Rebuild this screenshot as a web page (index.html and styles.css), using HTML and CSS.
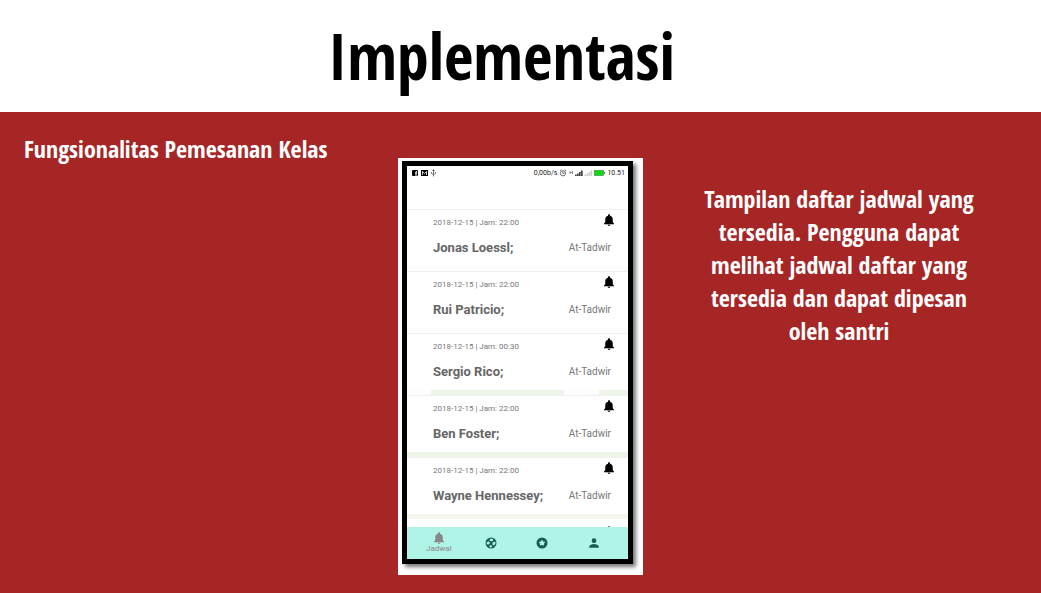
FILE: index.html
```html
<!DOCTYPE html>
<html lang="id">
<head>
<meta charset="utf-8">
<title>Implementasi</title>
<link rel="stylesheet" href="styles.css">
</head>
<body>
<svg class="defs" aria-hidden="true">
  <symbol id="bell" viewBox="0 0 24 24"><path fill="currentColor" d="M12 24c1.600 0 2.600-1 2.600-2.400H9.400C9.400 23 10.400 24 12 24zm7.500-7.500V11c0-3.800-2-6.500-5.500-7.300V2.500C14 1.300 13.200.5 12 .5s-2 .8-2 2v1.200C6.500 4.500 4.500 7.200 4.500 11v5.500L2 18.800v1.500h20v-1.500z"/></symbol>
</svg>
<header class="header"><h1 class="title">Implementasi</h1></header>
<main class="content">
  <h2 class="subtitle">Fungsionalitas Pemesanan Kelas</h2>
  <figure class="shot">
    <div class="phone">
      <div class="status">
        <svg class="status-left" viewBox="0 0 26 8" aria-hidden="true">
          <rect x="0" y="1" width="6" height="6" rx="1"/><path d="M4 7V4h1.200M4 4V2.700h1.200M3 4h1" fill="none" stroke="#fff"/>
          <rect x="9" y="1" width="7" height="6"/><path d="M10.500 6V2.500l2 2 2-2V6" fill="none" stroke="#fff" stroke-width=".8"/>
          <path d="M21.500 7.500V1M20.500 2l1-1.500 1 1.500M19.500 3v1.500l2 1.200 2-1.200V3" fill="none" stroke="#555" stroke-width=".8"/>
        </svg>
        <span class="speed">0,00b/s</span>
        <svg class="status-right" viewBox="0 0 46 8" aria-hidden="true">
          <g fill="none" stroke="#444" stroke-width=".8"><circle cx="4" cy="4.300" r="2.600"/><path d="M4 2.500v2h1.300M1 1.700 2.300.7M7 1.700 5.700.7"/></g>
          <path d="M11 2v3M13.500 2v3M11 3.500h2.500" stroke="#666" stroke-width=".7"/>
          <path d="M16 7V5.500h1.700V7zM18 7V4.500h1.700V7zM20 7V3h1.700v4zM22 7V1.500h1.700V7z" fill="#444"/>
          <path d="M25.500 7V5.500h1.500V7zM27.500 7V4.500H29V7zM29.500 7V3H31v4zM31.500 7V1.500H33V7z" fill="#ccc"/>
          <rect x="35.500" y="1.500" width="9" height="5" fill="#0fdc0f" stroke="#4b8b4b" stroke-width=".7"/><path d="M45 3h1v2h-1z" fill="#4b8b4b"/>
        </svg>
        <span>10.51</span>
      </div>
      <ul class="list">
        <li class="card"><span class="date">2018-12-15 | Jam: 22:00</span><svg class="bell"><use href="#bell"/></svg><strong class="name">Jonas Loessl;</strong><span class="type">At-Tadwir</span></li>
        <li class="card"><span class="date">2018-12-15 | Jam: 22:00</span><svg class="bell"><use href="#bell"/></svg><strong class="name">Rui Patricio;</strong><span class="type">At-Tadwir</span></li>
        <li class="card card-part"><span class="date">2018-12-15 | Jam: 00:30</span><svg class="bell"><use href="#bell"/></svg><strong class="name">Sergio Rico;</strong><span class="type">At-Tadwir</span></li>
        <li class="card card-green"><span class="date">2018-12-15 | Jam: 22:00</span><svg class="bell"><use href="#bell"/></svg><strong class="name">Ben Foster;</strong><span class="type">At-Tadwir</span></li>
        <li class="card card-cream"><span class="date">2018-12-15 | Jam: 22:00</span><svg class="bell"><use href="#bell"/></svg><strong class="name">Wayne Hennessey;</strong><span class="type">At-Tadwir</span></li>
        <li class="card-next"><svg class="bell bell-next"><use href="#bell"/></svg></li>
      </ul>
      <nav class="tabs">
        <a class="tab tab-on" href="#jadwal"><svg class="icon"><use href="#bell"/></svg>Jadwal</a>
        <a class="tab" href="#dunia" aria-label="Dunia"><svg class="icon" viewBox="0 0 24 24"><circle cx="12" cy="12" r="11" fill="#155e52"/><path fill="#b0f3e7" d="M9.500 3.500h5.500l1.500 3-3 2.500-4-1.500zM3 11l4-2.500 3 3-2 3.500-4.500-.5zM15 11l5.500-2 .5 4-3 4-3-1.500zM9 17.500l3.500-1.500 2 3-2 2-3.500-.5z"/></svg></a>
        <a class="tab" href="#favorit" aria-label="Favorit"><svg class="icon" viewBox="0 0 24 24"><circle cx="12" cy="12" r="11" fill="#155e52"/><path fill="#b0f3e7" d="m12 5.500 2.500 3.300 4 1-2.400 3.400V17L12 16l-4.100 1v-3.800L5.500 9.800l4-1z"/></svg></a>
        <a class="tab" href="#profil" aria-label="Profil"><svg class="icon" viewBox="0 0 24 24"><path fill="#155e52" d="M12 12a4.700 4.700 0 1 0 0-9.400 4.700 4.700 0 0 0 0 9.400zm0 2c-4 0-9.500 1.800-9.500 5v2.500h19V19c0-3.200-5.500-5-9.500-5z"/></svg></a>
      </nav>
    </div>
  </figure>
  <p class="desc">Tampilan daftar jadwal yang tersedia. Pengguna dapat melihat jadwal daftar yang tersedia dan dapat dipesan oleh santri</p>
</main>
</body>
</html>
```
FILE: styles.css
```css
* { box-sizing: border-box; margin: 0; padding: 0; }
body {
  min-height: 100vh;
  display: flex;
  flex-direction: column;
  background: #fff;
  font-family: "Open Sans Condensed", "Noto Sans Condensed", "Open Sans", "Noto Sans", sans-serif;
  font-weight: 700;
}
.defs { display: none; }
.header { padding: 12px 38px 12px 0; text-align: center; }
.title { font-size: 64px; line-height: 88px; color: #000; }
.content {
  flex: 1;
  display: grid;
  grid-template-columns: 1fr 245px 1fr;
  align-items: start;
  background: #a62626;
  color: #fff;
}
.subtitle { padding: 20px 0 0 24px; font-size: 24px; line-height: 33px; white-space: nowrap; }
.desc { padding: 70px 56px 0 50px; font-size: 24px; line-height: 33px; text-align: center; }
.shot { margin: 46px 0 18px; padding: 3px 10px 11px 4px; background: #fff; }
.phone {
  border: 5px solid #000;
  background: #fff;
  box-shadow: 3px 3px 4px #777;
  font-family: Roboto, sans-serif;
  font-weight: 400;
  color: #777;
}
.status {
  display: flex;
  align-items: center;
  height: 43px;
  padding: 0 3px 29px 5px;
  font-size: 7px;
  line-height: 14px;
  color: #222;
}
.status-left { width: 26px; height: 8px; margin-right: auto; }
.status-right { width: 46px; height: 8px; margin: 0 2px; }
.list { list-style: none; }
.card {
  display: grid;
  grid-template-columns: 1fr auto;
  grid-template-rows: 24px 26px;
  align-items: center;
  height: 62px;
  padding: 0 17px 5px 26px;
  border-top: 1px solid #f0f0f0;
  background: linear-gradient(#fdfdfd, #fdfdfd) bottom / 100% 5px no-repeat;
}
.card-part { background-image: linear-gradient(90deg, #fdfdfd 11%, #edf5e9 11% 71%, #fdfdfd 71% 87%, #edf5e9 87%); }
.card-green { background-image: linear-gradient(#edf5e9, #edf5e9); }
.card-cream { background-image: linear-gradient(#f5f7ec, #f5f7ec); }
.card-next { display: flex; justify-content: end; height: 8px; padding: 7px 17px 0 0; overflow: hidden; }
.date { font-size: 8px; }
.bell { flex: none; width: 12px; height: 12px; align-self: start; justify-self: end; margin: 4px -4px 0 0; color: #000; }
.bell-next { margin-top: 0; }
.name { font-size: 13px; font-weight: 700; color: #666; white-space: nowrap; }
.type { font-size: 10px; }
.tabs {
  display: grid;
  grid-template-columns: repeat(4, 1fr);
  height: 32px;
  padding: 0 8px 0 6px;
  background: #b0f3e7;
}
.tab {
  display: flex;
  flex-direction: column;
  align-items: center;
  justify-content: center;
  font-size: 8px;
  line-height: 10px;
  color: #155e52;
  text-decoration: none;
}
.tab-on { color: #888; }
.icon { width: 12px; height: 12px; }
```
_ _ _ _
▶ [The task]: Collect from the data above every line that includes "index".

▶ [Output of the exercise]:
Rebuild this screenshot as a web page (index.html and styles.css), using HTML and CSS.
FILE: index.html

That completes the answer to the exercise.